Given request: Count how many lines of the material hold "screenshot". Respond with that number alone.

Rows:
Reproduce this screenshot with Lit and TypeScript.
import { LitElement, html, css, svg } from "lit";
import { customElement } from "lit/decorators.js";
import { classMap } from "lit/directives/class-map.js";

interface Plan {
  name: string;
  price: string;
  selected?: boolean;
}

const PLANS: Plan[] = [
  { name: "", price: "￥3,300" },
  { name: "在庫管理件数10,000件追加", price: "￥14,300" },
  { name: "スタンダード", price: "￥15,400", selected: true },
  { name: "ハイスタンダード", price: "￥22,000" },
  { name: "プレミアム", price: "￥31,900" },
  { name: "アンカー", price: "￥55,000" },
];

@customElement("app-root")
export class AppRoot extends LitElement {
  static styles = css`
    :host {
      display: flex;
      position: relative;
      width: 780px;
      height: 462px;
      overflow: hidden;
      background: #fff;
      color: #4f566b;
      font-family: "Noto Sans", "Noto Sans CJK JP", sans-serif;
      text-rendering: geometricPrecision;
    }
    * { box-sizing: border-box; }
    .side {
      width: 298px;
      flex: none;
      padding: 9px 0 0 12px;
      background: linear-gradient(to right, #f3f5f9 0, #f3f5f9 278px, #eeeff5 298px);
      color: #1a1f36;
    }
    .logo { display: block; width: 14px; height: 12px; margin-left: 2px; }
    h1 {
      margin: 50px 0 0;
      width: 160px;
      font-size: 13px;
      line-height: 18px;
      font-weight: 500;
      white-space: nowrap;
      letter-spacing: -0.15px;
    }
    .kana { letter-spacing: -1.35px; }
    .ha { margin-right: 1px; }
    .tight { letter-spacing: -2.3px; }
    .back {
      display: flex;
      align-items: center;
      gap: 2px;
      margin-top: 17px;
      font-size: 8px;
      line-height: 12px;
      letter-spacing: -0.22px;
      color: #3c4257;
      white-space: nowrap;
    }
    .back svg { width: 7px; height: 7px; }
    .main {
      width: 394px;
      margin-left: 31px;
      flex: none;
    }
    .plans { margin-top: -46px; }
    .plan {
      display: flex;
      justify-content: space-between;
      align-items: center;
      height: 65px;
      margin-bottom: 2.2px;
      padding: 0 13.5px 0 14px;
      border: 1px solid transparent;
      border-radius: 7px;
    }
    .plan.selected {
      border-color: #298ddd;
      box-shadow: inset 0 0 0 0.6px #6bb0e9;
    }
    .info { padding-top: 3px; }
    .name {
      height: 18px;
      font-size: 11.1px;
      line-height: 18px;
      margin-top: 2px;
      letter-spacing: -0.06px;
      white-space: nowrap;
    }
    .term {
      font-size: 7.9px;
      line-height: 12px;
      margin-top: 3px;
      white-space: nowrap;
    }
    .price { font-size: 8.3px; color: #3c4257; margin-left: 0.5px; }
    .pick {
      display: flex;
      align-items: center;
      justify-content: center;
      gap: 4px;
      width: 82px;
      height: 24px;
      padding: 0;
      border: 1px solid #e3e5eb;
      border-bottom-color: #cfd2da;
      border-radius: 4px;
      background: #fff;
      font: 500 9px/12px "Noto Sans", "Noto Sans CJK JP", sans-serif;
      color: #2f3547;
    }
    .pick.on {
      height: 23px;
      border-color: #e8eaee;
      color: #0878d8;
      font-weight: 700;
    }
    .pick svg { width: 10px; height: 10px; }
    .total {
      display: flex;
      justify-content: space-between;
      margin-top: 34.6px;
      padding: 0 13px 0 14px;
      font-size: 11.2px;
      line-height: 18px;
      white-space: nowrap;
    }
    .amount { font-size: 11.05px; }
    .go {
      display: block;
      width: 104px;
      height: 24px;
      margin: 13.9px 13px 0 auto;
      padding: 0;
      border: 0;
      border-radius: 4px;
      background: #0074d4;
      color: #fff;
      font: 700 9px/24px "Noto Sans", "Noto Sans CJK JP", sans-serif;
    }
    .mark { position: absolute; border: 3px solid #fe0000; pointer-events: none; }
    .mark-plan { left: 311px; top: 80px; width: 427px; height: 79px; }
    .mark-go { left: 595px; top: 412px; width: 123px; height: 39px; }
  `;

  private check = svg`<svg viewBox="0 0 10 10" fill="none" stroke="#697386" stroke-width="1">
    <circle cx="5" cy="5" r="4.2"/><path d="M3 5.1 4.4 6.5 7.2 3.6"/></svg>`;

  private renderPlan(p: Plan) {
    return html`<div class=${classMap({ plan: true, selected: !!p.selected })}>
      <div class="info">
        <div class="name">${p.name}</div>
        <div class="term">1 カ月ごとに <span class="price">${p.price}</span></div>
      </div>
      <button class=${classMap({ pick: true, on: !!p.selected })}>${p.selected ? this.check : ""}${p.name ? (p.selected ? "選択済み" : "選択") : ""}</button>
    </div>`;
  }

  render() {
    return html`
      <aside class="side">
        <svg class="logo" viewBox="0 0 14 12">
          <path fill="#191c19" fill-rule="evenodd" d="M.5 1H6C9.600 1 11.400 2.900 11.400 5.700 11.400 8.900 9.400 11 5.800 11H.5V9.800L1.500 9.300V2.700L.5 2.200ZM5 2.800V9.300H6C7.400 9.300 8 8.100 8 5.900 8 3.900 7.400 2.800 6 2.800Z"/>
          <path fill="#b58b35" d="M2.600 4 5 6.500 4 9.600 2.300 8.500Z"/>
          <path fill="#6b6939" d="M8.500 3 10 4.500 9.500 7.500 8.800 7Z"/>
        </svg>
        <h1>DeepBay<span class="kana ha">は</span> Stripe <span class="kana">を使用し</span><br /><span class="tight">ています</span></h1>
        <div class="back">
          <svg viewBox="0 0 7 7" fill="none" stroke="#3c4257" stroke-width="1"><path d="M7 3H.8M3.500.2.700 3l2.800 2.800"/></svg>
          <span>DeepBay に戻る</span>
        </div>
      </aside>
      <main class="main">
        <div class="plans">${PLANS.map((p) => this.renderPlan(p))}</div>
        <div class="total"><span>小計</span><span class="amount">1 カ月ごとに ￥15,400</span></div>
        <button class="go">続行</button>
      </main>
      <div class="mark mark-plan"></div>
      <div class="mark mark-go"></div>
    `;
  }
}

==

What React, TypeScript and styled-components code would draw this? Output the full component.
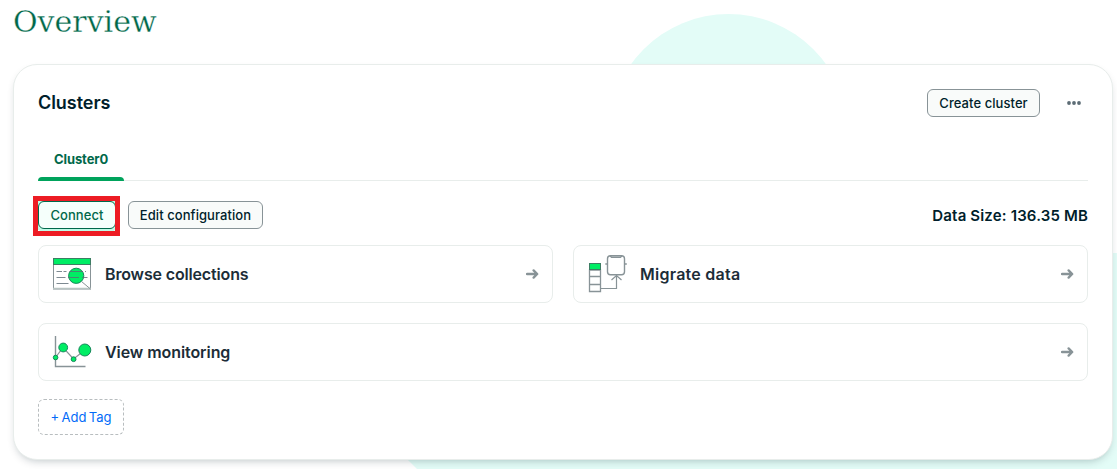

--

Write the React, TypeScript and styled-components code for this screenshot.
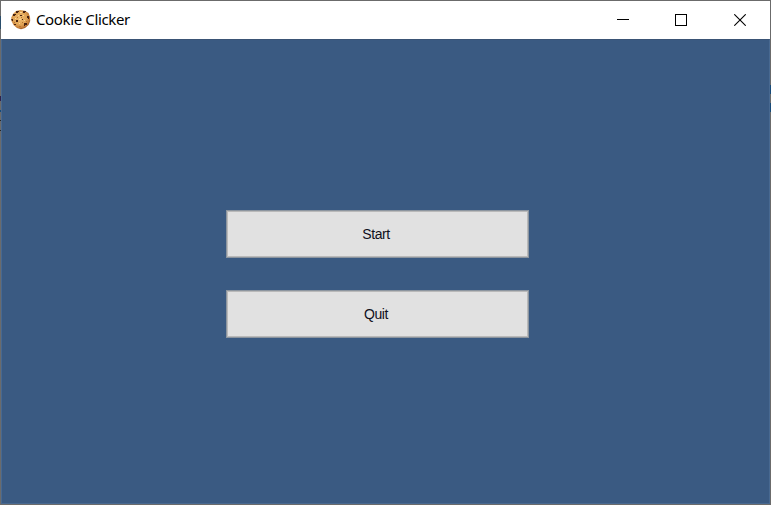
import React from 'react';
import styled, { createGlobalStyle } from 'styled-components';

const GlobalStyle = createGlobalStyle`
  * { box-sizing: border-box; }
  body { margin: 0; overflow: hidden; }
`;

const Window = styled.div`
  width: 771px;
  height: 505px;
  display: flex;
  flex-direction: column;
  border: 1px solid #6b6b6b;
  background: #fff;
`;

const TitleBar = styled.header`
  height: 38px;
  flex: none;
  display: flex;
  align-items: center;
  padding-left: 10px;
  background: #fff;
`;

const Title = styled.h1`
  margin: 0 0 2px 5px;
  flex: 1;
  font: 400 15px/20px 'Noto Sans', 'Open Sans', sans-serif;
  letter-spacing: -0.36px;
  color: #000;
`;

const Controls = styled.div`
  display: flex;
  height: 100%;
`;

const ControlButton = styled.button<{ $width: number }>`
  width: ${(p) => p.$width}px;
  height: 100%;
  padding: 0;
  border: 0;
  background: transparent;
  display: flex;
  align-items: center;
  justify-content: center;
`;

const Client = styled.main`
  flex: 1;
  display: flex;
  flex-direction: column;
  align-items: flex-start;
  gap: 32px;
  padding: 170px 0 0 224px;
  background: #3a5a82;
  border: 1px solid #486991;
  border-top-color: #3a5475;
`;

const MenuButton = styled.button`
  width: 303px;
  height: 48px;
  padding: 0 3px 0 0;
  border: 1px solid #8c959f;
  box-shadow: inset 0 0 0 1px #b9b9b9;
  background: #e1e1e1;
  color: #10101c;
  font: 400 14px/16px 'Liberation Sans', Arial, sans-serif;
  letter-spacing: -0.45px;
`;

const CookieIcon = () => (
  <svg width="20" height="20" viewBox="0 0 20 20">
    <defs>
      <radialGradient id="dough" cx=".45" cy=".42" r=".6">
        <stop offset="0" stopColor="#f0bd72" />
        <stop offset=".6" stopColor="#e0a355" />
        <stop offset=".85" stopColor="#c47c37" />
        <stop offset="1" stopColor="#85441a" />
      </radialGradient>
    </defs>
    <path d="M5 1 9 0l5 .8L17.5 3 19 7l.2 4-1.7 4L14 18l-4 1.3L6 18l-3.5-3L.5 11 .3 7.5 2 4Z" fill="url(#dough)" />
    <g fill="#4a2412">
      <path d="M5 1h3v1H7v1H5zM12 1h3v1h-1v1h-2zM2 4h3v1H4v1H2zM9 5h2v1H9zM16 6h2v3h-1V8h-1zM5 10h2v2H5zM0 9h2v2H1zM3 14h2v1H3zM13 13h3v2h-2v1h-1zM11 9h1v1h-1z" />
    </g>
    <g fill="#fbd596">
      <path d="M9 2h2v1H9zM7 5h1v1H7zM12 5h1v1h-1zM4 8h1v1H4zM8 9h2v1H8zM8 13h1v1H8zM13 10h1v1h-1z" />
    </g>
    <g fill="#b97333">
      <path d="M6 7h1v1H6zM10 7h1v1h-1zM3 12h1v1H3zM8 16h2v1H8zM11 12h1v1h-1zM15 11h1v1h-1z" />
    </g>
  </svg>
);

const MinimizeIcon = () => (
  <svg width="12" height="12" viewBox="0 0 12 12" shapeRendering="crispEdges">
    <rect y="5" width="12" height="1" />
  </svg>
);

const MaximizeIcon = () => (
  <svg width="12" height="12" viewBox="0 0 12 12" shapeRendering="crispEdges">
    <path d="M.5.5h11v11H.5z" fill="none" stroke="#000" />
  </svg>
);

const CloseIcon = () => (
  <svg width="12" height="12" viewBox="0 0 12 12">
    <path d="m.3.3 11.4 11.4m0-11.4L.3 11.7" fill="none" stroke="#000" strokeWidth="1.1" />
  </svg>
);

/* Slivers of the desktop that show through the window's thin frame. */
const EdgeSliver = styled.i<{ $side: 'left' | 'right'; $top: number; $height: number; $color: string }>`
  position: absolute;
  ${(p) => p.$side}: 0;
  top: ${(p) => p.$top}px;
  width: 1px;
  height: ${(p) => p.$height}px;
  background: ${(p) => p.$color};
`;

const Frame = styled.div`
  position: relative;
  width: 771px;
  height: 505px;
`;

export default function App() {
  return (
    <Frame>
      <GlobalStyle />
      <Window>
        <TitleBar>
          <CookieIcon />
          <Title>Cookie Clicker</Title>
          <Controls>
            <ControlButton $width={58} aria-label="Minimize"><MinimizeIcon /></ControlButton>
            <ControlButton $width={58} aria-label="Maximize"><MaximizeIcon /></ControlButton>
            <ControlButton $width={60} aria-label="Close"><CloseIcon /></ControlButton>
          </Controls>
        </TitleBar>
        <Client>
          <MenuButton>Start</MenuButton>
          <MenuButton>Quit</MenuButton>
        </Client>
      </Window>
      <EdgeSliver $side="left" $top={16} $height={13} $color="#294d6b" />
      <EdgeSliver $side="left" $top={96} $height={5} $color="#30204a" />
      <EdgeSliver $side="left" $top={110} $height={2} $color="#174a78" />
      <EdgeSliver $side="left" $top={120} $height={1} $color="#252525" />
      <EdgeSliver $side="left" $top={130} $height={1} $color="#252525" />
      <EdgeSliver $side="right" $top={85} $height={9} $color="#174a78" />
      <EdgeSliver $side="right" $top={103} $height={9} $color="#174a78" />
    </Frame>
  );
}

Correct result: 2